─── PROVIDED MATERIAL

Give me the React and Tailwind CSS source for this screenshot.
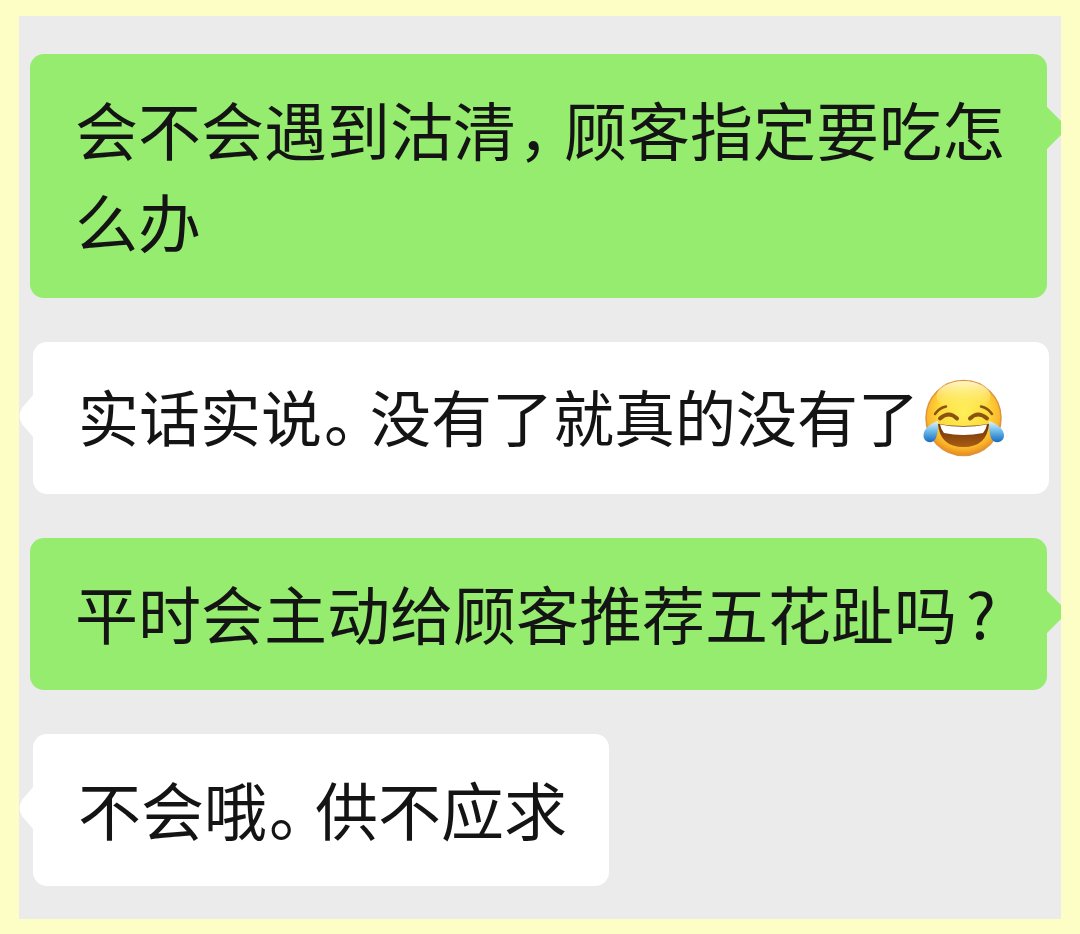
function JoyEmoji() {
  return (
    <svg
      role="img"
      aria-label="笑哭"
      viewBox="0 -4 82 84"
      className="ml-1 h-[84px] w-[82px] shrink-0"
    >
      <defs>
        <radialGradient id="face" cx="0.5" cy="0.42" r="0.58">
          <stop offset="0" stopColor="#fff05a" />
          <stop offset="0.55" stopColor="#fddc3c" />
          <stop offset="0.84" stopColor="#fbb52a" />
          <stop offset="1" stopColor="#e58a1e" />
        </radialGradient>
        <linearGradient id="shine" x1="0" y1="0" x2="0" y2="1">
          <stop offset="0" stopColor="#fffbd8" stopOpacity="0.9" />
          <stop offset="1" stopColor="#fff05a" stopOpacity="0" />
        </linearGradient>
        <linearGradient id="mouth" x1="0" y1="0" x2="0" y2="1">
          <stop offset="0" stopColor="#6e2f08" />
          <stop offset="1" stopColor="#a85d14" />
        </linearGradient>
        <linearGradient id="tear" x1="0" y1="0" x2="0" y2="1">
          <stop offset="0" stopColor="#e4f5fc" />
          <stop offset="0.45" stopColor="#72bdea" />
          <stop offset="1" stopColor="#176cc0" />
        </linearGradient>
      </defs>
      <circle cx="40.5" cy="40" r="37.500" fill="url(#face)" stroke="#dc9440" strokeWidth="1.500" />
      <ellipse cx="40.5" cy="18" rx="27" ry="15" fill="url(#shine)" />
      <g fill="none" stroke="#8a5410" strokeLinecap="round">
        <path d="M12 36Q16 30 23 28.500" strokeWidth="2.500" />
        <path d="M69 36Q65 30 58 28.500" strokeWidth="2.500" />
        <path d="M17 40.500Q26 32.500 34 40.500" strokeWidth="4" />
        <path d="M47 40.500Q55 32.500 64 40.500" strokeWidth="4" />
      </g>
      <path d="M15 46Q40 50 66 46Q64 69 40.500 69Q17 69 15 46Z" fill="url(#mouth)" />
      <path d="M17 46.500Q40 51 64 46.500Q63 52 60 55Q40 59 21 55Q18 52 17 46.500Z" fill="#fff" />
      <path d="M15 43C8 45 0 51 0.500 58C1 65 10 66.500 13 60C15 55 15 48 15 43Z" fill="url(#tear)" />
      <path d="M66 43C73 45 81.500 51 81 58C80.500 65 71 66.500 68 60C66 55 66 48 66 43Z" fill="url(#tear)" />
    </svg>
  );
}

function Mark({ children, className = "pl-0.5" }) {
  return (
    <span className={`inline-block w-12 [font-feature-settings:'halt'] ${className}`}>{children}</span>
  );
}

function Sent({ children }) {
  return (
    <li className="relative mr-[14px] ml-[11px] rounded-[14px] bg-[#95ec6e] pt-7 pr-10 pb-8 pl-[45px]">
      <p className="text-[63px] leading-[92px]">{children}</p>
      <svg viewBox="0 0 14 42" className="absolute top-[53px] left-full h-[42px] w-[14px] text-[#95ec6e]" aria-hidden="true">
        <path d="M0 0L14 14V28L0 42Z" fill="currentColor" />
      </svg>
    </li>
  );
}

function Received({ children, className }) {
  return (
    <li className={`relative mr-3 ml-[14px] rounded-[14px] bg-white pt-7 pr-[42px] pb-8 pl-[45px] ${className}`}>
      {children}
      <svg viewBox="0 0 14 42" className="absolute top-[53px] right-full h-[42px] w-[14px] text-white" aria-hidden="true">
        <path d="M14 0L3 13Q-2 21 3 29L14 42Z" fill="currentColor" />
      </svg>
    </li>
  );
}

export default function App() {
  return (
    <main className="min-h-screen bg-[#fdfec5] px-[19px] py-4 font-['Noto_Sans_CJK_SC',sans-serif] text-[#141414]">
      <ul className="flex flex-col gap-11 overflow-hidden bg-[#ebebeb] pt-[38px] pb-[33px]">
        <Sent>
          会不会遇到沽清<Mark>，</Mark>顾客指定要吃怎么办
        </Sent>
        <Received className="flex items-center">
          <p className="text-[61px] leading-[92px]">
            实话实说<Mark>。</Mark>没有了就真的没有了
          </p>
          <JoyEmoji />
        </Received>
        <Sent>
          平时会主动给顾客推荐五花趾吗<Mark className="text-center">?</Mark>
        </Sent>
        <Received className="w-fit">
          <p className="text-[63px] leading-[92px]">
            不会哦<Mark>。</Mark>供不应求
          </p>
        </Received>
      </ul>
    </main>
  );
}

──────
─── PROVIDED MATERIAL

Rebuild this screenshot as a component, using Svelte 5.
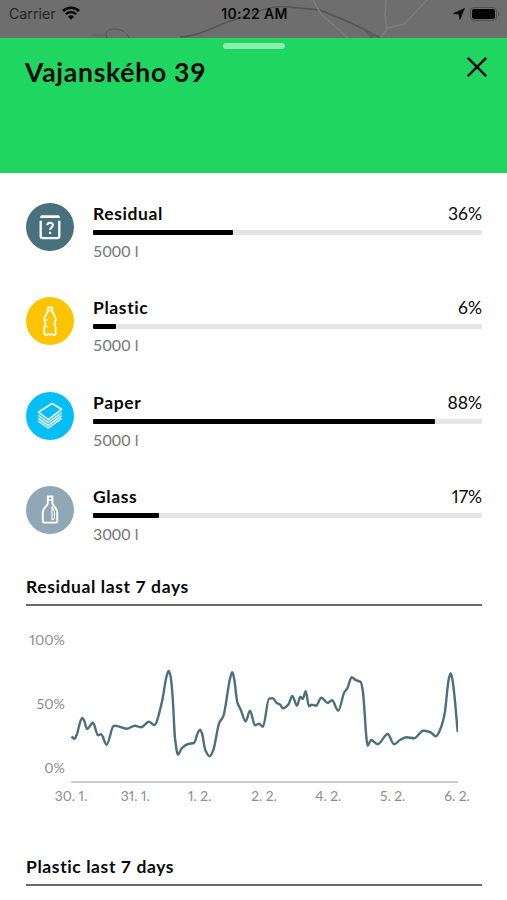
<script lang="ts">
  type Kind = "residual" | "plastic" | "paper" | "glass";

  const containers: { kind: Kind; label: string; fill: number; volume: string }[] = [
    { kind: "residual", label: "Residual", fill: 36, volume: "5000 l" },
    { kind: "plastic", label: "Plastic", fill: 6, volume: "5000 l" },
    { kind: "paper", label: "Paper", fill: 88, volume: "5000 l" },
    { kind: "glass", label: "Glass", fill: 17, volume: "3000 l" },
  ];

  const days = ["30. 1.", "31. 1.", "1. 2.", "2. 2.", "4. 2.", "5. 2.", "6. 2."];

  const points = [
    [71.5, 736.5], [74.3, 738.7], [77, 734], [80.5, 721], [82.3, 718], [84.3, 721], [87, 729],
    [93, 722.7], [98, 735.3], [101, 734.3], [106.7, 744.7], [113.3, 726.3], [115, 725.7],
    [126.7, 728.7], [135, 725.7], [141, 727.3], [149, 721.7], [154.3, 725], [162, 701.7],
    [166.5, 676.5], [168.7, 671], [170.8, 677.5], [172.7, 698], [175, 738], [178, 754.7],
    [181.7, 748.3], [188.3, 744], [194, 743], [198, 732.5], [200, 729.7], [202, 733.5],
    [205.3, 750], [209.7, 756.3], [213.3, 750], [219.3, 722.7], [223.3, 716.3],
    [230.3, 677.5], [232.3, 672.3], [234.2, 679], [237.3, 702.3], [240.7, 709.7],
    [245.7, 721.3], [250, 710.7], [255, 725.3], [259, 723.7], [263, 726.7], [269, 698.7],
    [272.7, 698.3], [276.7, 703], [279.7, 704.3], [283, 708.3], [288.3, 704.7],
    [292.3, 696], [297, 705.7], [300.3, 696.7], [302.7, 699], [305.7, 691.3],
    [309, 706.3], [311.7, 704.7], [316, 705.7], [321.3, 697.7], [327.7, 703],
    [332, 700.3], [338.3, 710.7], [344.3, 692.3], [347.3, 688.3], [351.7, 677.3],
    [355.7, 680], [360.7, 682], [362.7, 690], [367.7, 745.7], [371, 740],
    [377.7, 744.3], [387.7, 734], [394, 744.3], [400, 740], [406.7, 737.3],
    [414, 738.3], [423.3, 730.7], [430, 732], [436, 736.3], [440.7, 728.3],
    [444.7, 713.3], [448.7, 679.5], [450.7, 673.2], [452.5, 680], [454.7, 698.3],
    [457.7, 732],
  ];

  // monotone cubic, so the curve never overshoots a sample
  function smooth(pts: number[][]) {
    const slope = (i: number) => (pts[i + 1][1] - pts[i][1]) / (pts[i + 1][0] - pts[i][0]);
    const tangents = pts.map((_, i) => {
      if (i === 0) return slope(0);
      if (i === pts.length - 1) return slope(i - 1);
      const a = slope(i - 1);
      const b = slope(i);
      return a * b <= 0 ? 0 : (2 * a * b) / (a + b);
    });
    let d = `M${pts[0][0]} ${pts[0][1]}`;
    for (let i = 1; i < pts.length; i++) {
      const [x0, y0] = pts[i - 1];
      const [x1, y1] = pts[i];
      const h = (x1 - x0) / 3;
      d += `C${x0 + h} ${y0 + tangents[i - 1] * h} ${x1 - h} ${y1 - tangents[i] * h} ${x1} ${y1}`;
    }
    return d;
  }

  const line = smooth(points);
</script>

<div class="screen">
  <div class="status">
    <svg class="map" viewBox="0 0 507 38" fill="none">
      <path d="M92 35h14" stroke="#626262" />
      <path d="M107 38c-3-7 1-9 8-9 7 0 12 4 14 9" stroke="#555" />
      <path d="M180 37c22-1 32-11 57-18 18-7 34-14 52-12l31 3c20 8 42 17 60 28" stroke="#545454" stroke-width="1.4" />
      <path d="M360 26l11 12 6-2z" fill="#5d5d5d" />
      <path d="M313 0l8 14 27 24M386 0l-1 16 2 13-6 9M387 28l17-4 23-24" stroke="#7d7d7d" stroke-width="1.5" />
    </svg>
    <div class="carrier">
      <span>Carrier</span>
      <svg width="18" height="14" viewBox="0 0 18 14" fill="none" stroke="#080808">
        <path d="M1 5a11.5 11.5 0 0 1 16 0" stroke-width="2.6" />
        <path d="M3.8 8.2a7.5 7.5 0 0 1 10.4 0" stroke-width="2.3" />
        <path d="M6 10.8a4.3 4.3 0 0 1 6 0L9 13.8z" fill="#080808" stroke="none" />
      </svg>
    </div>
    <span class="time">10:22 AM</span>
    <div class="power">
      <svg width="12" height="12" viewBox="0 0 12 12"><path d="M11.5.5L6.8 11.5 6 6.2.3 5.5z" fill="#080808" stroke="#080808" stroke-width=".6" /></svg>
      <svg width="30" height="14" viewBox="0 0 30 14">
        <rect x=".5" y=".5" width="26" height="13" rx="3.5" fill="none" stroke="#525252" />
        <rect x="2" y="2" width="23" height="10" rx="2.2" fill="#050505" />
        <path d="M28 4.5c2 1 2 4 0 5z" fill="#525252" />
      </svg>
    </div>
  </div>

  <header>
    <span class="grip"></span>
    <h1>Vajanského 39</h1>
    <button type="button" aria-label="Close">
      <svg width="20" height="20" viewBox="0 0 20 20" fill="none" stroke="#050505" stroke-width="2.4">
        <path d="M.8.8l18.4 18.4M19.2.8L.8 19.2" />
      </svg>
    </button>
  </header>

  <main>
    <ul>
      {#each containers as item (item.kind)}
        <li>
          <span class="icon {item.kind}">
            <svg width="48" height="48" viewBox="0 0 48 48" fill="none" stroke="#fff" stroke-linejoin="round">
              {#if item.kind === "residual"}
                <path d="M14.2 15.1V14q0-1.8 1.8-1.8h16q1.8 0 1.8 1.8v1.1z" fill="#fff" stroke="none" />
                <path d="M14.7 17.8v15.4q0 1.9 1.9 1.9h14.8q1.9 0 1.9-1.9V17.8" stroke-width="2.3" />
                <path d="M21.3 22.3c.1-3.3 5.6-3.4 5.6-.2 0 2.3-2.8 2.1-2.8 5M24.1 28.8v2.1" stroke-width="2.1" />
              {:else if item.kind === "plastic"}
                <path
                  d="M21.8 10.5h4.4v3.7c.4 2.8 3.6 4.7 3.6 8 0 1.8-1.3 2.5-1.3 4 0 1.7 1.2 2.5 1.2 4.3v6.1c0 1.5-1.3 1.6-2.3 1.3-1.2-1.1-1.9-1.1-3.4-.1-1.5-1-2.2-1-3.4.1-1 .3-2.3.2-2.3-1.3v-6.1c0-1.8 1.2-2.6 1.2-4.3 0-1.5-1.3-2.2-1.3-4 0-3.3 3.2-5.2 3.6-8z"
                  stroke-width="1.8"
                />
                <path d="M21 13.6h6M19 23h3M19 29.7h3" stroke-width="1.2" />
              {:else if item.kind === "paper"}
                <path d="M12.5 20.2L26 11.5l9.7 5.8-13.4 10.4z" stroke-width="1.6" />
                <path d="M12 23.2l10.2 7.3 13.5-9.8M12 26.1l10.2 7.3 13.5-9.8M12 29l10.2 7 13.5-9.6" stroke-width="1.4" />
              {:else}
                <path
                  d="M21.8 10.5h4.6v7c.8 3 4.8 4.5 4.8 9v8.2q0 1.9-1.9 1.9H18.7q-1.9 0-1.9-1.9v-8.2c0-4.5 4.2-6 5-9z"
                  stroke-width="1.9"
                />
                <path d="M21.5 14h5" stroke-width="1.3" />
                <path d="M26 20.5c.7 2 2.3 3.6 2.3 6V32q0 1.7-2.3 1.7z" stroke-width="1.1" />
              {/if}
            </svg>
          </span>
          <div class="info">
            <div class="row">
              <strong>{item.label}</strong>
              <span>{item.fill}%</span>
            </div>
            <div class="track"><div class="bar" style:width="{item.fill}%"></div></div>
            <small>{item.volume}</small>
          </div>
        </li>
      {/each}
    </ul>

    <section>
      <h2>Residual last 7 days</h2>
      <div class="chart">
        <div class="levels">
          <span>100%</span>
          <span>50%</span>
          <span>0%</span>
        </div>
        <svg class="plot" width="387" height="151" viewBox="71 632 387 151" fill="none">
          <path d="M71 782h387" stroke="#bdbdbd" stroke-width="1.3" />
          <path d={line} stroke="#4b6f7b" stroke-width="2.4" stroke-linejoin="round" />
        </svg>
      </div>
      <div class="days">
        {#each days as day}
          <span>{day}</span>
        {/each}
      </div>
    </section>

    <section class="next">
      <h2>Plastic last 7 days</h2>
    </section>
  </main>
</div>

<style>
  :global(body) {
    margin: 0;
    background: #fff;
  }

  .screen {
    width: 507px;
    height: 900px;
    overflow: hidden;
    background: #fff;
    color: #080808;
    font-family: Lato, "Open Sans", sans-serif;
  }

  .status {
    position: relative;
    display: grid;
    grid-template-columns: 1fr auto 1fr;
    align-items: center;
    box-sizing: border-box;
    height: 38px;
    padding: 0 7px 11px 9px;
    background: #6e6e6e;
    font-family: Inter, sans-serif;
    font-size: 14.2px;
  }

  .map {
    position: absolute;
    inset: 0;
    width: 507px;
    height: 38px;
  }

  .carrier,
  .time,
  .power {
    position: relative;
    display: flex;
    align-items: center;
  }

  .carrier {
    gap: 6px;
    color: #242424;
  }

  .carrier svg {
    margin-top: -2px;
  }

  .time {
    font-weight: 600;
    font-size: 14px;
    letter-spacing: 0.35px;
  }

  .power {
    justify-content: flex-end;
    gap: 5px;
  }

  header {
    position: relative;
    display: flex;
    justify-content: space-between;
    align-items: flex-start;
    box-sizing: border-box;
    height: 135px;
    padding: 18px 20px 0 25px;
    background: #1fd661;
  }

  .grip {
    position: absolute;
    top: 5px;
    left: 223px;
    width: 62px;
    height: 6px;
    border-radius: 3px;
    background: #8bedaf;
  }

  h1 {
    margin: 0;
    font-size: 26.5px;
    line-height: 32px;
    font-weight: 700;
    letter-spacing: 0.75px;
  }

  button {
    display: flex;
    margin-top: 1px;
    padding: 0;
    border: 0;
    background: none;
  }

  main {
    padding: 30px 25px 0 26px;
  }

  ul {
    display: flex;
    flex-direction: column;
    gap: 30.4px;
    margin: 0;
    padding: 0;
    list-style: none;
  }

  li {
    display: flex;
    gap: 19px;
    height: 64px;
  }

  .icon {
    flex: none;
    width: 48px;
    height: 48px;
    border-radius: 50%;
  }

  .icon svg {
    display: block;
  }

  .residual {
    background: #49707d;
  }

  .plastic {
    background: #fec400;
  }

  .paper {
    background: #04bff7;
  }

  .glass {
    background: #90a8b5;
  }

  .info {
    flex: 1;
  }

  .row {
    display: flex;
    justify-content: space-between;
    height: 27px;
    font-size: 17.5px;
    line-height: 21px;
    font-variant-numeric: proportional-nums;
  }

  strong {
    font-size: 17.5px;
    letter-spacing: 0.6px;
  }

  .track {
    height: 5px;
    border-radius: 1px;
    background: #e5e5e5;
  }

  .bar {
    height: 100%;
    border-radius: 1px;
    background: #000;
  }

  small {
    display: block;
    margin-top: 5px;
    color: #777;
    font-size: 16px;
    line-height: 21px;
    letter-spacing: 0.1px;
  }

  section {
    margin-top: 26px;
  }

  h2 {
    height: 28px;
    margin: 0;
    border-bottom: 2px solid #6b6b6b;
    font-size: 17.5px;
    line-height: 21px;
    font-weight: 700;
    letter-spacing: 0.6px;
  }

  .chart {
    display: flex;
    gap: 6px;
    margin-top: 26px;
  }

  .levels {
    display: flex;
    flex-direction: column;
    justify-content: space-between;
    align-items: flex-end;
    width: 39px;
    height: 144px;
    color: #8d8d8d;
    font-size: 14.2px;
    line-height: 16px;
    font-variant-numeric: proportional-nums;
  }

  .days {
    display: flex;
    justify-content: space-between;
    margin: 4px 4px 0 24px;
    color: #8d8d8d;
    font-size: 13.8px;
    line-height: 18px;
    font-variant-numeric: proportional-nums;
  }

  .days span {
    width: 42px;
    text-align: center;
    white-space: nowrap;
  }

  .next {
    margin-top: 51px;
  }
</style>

──────

SHORT TASK: Gather and copy every line of the data in which the string "screenshot" is found.

ANSWER TO THE EXERCISE:
Give me the React and Tailwind CSS source for this screenshot.
Rebuild this screenshot as a component, using Svelte 5.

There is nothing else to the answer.